[start of AVAILABLE DATA]

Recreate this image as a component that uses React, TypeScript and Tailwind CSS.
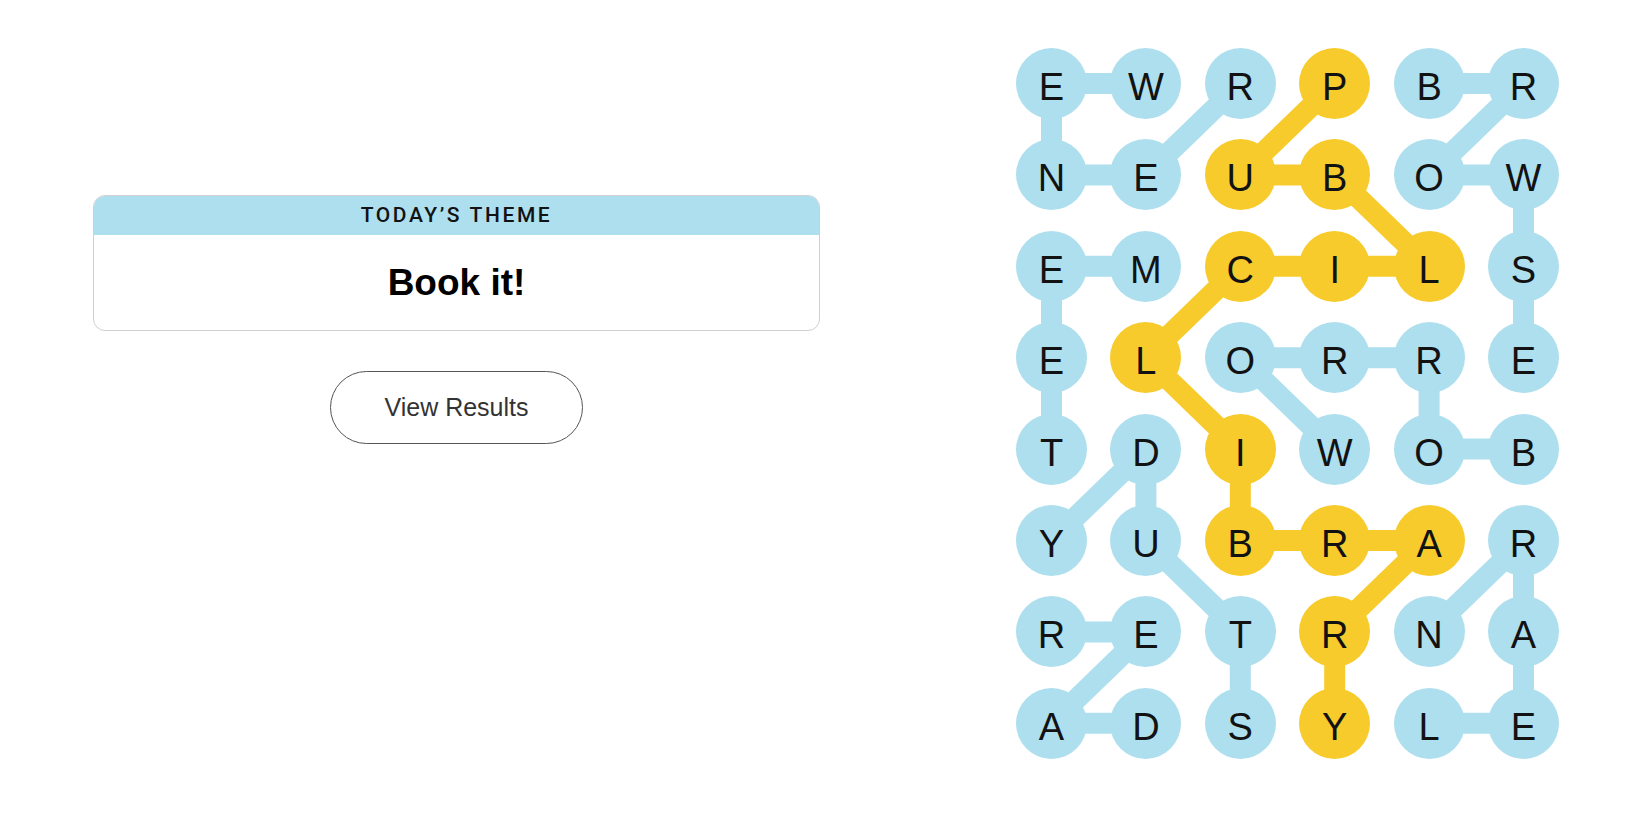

[end of AVAILABLE DATA]
[start of AVAILABLE DATA]

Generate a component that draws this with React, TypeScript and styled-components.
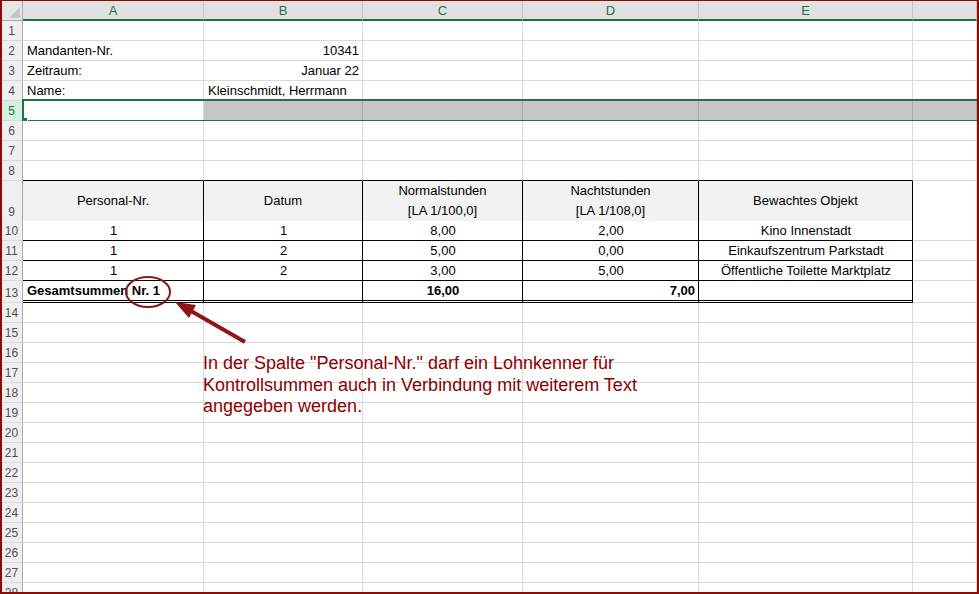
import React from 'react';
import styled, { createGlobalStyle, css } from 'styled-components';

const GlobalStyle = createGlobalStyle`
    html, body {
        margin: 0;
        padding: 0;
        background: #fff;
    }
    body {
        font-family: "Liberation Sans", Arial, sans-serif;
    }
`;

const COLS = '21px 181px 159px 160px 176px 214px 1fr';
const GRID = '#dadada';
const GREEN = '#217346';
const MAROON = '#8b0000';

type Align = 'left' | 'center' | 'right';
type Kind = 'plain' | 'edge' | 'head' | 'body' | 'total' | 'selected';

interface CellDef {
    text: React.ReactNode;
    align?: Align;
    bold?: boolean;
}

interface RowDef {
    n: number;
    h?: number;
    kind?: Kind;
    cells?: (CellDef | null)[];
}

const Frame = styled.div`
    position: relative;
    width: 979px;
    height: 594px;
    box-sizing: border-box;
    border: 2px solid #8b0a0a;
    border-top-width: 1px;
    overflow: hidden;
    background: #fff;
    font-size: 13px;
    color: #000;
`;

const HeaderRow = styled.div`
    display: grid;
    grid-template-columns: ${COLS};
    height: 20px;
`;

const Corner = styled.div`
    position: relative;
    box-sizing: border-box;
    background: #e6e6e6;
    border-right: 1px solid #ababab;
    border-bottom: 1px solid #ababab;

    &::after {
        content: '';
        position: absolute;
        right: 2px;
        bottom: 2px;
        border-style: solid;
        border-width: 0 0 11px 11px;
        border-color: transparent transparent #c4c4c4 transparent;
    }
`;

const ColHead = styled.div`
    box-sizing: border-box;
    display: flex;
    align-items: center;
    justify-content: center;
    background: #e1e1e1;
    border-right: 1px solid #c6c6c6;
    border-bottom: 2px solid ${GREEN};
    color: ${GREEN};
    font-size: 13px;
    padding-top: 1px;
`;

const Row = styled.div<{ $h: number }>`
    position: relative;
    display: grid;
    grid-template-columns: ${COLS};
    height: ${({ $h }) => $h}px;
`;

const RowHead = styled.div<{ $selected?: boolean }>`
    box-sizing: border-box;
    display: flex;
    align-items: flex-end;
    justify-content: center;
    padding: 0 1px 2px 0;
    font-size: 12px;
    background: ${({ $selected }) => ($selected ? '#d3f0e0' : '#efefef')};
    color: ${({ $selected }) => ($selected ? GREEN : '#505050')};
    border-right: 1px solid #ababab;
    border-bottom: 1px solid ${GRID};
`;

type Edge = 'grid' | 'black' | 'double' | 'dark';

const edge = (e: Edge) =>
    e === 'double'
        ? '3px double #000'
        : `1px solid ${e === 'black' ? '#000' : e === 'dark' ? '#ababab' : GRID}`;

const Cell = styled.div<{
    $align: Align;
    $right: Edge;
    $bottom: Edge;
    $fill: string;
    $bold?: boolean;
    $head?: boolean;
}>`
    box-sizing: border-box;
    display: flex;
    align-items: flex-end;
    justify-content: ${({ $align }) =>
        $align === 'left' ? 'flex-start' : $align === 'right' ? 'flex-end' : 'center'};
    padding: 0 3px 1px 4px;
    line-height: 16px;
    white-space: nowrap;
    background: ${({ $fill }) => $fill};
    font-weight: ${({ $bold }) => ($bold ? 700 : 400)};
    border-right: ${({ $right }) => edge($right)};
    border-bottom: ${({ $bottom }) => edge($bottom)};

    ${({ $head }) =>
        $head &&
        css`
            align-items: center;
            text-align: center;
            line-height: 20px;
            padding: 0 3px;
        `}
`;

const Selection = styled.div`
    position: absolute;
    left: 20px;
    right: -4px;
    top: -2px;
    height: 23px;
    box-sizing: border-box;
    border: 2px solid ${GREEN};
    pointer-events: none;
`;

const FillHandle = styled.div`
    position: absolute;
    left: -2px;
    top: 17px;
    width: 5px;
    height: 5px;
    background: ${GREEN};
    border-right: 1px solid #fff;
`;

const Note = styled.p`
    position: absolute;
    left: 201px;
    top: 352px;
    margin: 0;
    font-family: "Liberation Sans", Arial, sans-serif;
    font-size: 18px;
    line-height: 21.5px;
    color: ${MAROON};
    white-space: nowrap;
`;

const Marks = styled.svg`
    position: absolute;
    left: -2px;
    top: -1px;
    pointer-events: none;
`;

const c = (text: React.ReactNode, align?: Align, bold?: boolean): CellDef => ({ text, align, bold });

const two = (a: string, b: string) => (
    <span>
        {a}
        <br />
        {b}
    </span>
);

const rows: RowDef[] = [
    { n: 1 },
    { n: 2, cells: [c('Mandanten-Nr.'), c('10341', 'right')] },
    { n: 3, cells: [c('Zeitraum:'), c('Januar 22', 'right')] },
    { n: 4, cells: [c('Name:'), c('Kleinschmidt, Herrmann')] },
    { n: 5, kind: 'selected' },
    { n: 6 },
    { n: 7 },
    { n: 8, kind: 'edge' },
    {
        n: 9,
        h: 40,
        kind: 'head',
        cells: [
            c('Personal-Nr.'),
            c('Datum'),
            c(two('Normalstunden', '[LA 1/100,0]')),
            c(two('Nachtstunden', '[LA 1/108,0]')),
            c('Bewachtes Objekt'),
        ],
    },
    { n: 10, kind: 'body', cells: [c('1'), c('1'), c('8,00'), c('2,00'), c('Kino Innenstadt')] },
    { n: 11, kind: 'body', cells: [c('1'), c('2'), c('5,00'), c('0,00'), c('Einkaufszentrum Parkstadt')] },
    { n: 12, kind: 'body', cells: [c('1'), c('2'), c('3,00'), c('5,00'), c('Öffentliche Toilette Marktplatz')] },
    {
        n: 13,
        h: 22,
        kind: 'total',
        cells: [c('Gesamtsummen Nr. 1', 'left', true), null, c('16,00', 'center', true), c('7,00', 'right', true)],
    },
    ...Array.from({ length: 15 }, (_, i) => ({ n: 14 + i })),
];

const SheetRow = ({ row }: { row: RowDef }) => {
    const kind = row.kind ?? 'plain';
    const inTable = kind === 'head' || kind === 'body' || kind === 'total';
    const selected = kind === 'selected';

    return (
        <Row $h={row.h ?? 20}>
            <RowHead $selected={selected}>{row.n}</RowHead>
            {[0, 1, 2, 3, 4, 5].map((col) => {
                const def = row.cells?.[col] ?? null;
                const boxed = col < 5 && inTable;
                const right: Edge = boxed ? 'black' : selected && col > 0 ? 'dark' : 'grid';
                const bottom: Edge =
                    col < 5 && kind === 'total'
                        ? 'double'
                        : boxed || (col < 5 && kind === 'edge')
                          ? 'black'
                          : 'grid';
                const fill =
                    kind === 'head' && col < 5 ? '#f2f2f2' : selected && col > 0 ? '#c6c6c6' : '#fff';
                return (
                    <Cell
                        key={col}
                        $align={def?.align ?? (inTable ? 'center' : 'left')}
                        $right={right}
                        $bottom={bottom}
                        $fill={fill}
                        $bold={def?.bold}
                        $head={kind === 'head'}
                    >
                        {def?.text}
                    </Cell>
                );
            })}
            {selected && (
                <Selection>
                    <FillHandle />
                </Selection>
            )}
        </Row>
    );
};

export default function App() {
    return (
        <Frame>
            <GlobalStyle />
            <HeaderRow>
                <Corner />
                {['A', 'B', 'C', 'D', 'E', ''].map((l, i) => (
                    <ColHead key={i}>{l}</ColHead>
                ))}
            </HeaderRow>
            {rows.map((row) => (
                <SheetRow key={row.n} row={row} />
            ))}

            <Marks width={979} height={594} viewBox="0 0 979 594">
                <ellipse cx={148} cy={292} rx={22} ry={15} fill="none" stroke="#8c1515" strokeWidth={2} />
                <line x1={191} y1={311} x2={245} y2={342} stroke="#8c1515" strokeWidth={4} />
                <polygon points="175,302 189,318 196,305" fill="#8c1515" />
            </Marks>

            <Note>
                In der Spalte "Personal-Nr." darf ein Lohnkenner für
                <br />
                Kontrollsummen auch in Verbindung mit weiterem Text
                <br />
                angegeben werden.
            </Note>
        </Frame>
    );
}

[end of AVAILABLE DATA]

> WHAT TO PRODUCE
In the records above, find the lines containing "that" and copy them.

> WRITTEN SOLUTION
Recreate this image as a component that uses React, TypeScript and Tailwind CSS.
Generate a component that draws this with React, TypeScript and styled-components.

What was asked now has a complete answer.